++++ Raw data ++++
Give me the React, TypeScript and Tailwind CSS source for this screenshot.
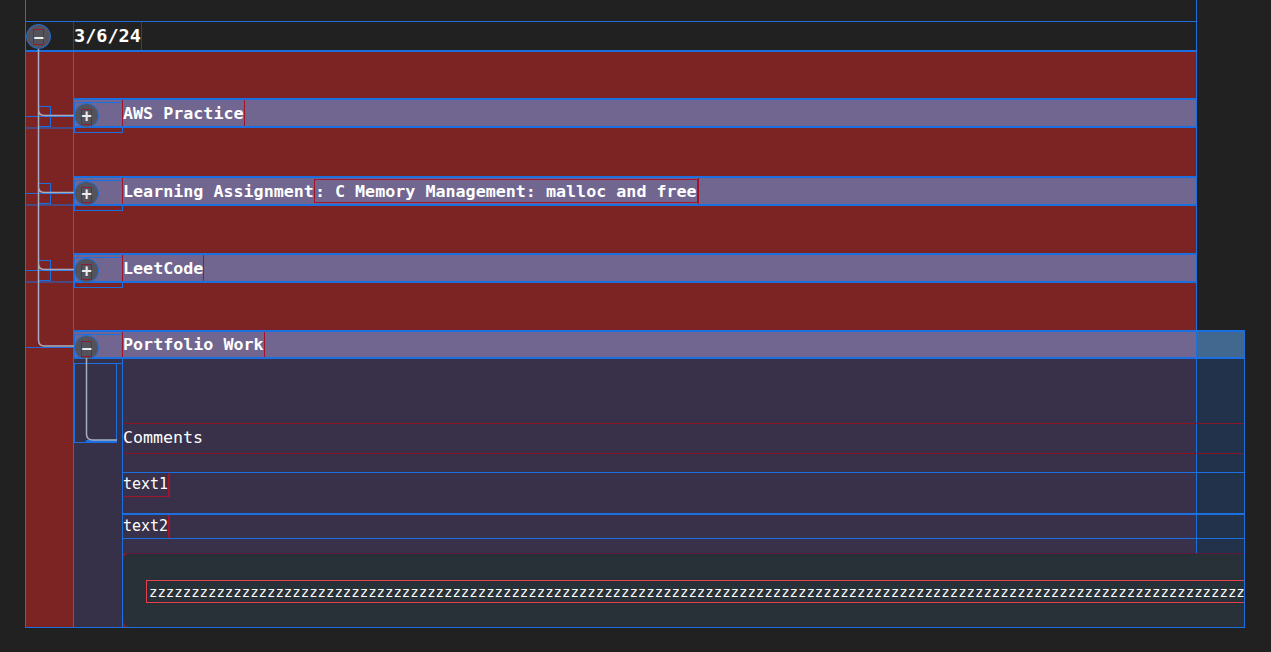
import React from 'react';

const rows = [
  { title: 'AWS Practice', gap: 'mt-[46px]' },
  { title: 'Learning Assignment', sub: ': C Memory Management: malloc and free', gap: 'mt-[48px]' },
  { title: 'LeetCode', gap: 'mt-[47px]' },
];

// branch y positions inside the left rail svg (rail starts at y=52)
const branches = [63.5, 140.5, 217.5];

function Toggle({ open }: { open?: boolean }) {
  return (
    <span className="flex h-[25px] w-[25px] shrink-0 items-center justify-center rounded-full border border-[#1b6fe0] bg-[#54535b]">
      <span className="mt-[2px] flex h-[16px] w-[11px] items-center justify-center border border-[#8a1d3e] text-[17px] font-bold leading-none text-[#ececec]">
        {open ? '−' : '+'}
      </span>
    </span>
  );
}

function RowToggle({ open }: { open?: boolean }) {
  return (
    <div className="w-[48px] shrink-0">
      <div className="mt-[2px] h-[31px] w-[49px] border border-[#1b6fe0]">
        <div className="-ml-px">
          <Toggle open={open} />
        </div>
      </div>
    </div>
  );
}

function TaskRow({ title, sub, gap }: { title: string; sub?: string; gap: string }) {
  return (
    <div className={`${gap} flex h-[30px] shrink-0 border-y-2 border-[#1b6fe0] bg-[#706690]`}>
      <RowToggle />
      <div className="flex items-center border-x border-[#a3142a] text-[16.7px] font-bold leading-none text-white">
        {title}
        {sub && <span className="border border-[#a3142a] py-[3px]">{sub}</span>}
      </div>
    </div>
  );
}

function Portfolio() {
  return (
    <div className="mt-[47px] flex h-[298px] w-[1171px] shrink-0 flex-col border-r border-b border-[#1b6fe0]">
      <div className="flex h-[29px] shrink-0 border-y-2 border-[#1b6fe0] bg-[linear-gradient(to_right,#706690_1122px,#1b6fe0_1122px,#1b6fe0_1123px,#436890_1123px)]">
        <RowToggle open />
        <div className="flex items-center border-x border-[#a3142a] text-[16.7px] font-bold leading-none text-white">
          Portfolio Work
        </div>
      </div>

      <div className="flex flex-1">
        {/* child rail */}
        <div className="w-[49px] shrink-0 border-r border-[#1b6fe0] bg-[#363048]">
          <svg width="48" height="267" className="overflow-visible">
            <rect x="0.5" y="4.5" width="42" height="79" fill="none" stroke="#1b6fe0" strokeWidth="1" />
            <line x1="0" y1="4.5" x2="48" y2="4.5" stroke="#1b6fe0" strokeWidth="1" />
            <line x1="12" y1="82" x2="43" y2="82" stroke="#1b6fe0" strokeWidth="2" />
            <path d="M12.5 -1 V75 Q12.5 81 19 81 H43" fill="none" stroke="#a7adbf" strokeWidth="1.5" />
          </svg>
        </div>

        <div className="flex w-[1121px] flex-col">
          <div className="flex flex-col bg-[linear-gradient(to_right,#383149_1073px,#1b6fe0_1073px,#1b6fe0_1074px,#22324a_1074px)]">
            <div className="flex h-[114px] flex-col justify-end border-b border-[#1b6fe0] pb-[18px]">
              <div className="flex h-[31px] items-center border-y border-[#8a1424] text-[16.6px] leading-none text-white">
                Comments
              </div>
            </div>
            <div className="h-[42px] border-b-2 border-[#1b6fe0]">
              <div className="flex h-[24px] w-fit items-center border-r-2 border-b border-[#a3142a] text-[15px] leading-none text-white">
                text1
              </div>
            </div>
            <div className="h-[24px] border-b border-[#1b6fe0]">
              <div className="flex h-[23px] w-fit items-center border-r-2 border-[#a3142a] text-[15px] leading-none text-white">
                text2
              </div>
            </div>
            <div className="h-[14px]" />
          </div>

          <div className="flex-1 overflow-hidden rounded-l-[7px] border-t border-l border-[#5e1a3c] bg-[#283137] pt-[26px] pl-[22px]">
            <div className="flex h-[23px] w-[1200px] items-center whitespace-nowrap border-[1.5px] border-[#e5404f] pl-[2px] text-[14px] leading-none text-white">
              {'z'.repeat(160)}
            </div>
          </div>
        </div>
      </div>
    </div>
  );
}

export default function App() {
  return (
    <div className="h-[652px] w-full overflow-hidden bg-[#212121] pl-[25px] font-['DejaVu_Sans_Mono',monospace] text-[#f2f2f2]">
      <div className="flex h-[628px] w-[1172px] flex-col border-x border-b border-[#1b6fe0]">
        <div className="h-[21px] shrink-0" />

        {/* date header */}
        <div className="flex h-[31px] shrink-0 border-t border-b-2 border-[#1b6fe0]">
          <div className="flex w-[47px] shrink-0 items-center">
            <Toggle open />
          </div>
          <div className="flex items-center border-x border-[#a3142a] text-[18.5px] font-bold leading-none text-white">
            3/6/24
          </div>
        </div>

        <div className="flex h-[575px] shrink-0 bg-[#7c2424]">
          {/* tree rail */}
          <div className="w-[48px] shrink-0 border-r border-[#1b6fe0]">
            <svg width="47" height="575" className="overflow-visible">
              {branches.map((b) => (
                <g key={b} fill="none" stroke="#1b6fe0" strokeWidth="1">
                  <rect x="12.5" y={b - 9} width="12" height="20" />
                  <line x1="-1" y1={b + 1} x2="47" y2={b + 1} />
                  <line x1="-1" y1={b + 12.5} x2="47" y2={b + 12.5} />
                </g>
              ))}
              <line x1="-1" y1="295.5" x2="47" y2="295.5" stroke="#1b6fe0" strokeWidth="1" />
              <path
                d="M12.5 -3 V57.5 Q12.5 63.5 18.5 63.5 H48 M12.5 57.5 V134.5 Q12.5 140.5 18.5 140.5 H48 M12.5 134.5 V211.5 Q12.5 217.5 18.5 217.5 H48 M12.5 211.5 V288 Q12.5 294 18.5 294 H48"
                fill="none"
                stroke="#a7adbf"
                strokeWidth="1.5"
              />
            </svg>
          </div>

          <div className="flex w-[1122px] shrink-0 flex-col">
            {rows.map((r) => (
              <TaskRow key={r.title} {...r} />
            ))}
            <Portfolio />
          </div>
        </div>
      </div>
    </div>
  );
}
++++
• [Task goal]: Go through the listing above and write it out again exactly, dropping the pictures.

• [The answer]:
Give me the React, TypeScript and Tailwind CSS source for this screenshot.
import React from 'react';

const rows = [
  { title: 'AWS Practice', gap: 'mt-[46px]' },
  { title: 'Learning Assignment', sub: ': C Memory Management: malloc and free', gap: 'mt-[48px]' },
  { title: 'LeetCode', gap: 'mt-[47px]' },
];

// branch y positions inside the left rail svg (rail starts at y=52)
const branches = [63.5, 140.5, 217.5];

function Toggle({ open }: { open?: boolean }) {
  return (
    <span className="flex h-[25px] w-[25px] shrink-0 items-center justify-center rounded-full border border-[#1b6fe0] bg-[#54535b]">
      <span className="mt-[2px] flex h-[16px] w-[11px] items-center justify-center border border-[#8a1d3e] text-[17px] font-bold leading-none text-[#ececec]">
        {open ? '−' : '+'}
      </span>
    </span>
  );
}

function RowToggle({ open }: { open?: boolean }) {
  return (
    <div className="w-[48px] shrink-0">
      <div className="mt-[2px] h-[31px] w-[49px] border border-[#1b6fe0]">
        <div className="-ml-px">
          <Toggle open={open} />
        </div>
      </div>
    </div>
  );
}

function TaskRow({ title, sub, gap }: { title: string; sub?: string; gap: string }) {
  return (
    <div className={`${gap} flex h-[30px] shrink-0 border-y-2 border-[#1b6fe0] bg-[#706690]`}>
      <RowToggle />
      <div className="flex items-center border-x border-[#a3142a] text-[16.7px] font-bold leading-none text-white">
        {title}
        {sub && <span className="border border-[#a3142a] py-[3px]">{sub}</span>}
      </div>
    </div>
  );
}

function Portfolio() {
  return (
    <div className="mt-[47px] flex h-[298px] w-[1171px] shrink-0 flex-col border-r border-b border-[#1b6fe0]">
      <div className="flex h-[29px] shrink-0 border-y-2 border-[#1b6fe0] bg-[linear-gradient(to_right,#706690_1122px,#1b6fe0_1122px,#1b6fe0_1123px,#436890_1123px)]">
        <RowToggle open />
        <div className="flex items-center border-x border-[#a3142a] text-[16.7px] font-bold leading-none text-white">
          Portfolio Work
        </div>
      </div>

      <div className="flex flex-1">
        {/* child rail */}
        <div className="w-[49px] shrink-0 border-r border-[#1b6fe0] bg-[#363048]">
          <svg width="48" height="267" className="overflow-visible">
            <rect x="0.5" y="4.5" width="42" height="79" fill="none" stroke="#1b6fe0" strokeWidth="1" />
            <line x1="0" y1="4.5" x2="48" y2="4.5" stroke="#1b6fe0" strokeWidth="1" />
            <line x1="12" y1="82" x2="43" y2="82" stroke="#1b6fe0" strokeWidth="2" />
            <path d="M12.5 -1 V75 Q12.5 81 19 81 H43" fill="none" stroke="#a7adbf" strokeWidth="1.5" />
          </svg>
        </div>

        <div className="flex w-[1121px] flex-col">
          <div className="flex flex-col bg-[linear-gradient(to_right,#383149_1073px,#1b6fe0_1073px,#1b6fe0_1074px,#22324a_1074px)]">
            <div className="flex h-[114px] flex-col justify-end border-b border-[#1b6fe0] pb-[18px]">
              <div className="flex h-[31px] items-center border-y border-[#8a1424] text-[16.6px] leading-none text-white">
                Comments
              </div>
            </div>
            <div className="h-[42px] border-b-2 border-[#1b6fe0]">
              <div className="flex h-[24px] w-fit items-center border-r-2 border-b border-[#a3142a] text-[15px] leading-none text-white">
                text1
              </div>
            </div>
            <div className="h-[24px] border-b border-[#1b6fe0]">
              <div className="flex h-[23px] w-fit items-center border-r-2 border-[#a3142a] text-[15px] leading-none text-white">
                text2
              </div>
            </div>
            <div className="h-[14px]" />
          </div>

          <div className="flex-1 overflow-hidden rounded-l-[7px] border-t border-l border-[#5e1a3c] bg-[#283137] pt-[26px] pl-[22px]">
            <div className="flex h-[23px] w-[1200px] items-center whitespace-nowrap border-[1.5px] border-[#e5404f] pl-[2px] text-[14px] leading-none text-white">
              {'z'.repeat(160)}
            </div>
          </div>
        </div>
      </div>
    </div>
  );
}

export default function App() {
  return (
    <div className="h-[652px] w-full overflow-hidden bg-[#212121] pl-[25px] font-['DejaVu_Sans_Mono',monospace] text-[#f2f2f2]">
      <div className="flex h-[628px] w-[1172px] flex-col border-x border-b border-[#1b6fe0]">
        <div className="h-[21px] shrink-0" />

        {/* date header */}
        <div className="flex h-[31px] shrink-0 border-t border-b-2 border-[#1b6fe0]">
          <div className="flex w-[47px] shrink-0 items-center">
            <Toggle open />
          </div>
          <div className="flex items-center border-x border-[#a3142a] text-[18.5px] font-bold leading-none text-white">
            3/6/24
          </div>
        </div>

        <div className="flex h-[575px] shrink-0 bg-[#7c2424]">
          {/* tree rail */}
          <div className="w-[48px] shrink-0 border-r border-[#1b6fe0]">
            <svg width="47" height="575" className="overflow-visible">
              {branches.map((b) => (
                <g key={b} fill="none" stroke="#1b6fe0" strokeWidth="1">
                  <rect x="12.5" y={b - 9} width="12" height="20" />
                  <line x1="-1" y1={b + 1} x2="47" y2={b + 1} />
                  <line x1="-1" y1={b + 12.5} x2="47" y2={b + 12.5} />
                </g>
              ))}
              <line x1="-1" y1="295.5" x2="47" y2="295.5" stroke="#1b6fe0" strokeWidth="1" />
              <path
                d="M12.5 -3 V57.5 Q12.5 63.5 18.5 63.5 H48 M12.5 57.5 V134.5 Q12.5 140.5 18.5 140.5 H48 M12.5 134.5 V211.5 Q12.5 217.5 18.5 217.5 H48 M12.5 211.5 V288 Q12.5 294 18.5 294 H48"
                fill="none"
                stroke="#a7adbf"
                strokeWidth="1.5"
              />
            </svg>
          </div>

          <div className="flex w-[1122px] shrink-0 flex-col">
            {rows.map((r) => (
              <TaskRow key={r.title} {...r} />
            ))}
            <Portfolio />
          </div>
        </div>
      </div>
    </div>
  );
}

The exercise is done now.